Exercise: Retype, exactly as written, every line from the one containing "Convert this screenshot" down to the one containing "type Row = RadioRow | SelectRow;", including both, and nothing else.

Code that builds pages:
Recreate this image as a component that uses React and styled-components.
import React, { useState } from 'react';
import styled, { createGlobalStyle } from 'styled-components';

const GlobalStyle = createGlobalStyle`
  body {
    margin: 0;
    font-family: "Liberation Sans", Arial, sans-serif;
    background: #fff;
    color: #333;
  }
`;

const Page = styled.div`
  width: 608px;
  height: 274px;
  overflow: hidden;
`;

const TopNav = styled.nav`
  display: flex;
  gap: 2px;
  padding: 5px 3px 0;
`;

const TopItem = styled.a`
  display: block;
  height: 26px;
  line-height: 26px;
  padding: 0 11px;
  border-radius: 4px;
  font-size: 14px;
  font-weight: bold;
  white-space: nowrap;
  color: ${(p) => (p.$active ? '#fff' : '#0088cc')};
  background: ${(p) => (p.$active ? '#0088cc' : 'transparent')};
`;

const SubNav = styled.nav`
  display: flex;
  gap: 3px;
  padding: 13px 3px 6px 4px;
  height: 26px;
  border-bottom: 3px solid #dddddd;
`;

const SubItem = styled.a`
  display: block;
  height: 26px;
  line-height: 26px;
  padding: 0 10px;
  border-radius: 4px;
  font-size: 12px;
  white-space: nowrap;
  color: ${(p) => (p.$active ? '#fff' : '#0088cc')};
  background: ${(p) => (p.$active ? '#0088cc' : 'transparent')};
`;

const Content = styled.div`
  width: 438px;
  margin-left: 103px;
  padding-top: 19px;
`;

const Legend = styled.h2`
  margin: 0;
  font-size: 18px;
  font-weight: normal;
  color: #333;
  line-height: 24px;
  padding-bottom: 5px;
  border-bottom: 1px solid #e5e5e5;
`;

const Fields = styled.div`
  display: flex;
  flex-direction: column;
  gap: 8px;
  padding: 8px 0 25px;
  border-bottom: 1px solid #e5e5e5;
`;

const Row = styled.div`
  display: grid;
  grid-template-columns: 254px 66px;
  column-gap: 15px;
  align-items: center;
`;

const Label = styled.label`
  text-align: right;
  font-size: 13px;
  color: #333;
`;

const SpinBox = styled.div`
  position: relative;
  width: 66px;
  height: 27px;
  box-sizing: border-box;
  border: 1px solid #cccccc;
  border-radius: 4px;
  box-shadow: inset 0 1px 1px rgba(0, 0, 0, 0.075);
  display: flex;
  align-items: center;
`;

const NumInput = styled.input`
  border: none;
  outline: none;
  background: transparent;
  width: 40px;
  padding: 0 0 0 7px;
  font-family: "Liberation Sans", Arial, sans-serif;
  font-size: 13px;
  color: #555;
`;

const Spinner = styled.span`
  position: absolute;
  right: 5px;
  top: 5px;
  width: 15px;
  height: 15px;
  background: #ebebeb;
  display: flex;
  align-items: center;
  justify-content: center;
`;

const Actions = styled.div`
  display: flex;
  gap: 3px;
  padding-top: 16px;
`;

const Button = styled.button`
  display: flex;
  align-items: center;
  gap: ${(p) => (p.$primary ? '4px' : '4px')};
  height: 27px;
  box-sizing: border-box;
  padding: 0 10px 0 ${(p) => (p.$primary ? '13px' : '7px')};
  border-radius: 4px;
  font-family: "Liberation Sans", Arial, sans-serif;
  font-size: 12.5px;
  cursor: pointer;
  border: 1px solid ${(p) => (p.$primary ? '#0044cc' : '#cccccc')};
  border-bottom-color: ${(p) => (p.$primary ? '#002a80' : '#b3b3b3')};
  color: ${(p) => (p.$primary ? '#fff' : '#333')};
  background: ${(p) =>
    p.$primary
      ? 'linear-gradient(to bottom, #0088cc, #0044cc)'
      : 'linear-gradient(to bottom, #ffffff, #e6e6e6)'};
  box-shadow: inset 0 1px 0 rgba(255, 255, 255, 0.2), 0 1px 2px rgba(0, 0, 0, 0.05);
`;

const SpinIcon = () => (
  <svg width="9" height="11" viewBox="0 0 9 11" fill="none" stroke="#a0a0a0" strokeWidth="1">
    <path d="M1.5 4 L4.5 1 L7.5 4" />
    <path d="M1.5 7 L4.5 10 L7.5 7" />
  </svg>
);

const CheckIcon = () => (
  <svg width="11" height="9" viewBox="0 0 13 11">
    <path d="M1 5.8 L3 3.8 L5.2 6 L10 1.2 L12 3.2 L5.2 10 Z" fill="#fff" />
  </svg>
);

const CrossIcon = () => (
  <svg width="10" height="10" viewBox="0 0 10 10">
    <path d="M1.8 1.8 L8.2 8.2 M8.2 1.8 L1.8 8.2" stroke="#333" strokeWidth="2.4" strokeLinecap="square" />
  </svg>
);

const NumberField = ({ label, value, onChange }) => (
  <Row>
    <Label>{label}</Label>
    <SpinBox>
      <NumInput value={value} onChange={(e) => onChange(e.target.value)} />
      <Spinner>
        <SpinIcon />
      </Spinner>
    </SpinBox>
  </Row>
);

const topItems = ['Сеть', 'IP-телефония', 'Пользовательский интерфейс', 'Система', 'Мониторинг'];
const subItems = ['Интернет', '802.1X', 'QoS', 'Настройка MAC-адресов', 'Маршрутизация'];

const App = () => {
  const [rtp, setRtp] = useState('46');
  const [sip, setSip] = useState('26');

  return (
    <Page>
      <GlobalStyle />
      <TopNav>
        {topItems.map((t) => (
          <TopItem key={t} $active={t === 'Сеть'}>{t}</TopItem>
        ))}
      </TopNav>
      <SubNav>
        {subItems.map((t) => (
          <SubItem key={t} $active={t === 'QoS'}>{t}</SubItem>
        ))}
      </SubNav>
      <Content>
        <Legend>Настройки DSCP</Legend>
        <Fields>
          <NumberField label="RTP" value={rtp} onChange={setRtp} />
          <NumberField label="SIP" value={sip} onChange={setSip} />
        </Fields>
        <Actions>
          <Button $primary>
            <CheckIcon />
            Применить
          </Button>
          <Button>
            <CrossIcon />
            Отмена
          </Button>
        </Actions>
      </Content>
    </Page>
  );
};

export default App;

--

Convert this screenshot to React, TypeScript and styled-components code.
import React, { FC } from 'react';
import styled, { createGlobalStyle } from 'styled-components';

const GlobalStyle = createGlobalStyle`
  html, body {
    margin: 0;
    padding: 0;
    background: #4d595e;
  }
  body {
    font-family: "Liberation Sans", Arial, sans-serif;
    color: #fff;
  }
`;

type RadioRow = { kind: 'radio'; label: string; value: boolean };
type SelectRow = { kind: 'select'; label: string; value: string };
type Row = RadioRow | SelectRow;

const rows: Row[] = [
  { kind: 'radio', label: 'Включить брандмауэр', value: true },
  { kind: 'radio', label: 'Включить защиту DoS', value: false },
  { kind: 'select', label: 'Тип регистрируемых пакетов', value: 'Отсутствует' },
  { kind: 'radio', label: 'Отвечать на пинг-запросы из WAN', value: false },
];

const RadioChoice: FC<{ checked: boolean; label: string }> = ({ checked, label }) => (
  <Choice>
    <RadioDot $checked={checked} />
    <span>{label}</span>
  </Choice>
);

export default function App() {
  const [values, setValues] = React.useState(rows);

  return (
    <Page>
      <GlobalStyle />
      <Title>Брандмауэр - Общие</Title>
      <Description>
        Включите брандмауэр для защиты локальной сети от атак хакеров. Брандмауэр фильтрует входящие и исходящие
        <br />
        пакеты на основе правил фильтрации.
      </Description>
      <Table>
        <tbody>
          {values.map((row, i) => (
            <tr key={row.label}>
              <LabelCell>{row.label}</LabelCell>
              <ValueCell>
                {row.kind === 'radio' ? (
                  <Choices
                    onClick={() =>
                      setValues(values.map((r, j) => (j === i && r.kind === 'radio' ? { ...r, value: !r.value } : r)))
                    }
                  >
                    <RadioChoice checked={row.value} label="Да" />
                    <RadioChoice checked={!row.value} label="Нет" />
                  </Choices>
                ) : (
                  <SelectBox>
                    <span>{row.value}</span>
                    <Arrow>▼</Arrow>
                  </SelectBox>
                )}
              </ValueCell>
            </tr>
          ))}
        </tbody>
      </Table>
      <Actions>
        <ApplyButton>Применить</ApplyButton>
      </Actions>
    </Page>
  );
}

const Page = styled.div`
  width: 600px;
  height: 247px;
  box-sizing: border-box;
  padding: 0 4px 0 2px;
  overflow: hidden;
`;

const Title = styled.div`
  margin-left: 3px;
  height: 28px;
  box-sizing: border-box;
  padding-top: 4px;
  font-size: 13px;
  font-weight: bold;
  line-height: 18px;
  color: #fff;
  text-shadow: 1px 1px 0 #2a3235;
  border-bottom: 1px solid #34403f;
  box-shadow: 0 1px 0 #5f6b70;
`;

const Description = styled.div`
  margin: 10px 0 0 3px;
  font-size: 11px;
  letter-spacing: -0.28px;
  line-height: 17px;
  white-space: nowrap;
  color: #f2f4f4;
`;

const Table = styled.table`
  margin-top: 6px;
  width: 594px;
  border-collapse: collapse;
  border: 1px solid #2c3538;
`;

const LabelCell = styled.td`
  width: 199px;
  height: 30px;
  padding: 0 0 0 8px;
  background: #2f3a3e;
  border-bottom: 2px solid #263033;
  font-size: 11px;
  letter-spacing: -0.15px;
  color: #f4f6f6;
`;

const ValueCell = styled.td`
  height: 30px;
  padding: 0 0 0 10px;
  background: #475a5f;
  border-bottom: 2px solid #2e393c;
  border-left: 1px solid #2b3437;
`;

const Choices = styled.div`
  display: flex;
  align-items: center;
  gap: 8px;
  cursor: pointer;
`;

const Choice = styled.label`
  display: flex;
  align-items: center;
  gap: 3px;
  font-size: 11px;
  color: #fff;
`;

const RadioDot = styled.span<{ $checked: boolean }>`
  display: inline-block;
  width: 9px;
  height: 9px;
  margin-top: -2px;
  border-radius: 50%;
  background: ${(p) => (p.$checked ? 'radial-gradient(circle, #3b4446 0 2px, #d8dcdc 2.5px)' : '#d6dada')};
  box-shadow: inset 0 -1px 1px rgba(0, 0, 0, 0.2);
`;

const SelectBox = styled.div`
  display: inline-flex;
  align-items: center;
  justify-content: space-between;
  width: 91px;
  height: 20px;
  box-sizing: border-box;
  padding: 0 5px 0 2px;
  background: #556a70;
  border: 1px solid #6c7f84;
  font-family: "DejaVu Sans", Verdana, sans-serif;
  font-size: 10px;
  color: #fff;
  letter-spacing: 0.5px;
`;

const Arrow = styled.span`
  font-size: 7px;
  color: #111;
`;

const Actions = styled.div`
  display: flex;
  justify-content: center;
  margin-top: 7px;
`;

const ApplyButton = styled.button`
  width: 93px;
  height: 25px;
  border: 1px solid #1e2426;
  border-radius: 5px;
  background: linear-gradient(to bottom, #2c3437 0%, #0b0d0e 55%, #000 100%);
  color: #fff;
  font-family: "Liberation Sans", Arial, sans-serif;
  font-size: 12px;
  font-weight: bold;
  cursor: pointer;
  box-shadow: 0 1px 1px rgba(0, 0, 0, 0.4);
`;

Reply to the exercise:
Convert this screenshot to React, TypeScript and styled-components code.
import React, { FC } from 'react';
import styled, { createGlobalStyle } from 'styled-components';

const GlobalStyle = createGlobalStyle`
  html, body {
    margin: 0;
    padding: 0;
    background: #4d595e;
  }
  body {
    font-family: "Liberation Sans", Arial, sans-serif;
    color: #fff;
  }
`;

type RadioRow = { kind: 'radio'; label: string; value: boolean };
type SelectRow = { kind: 'select'; label: string; value: string };
type Row = RadioRow | SelectRow;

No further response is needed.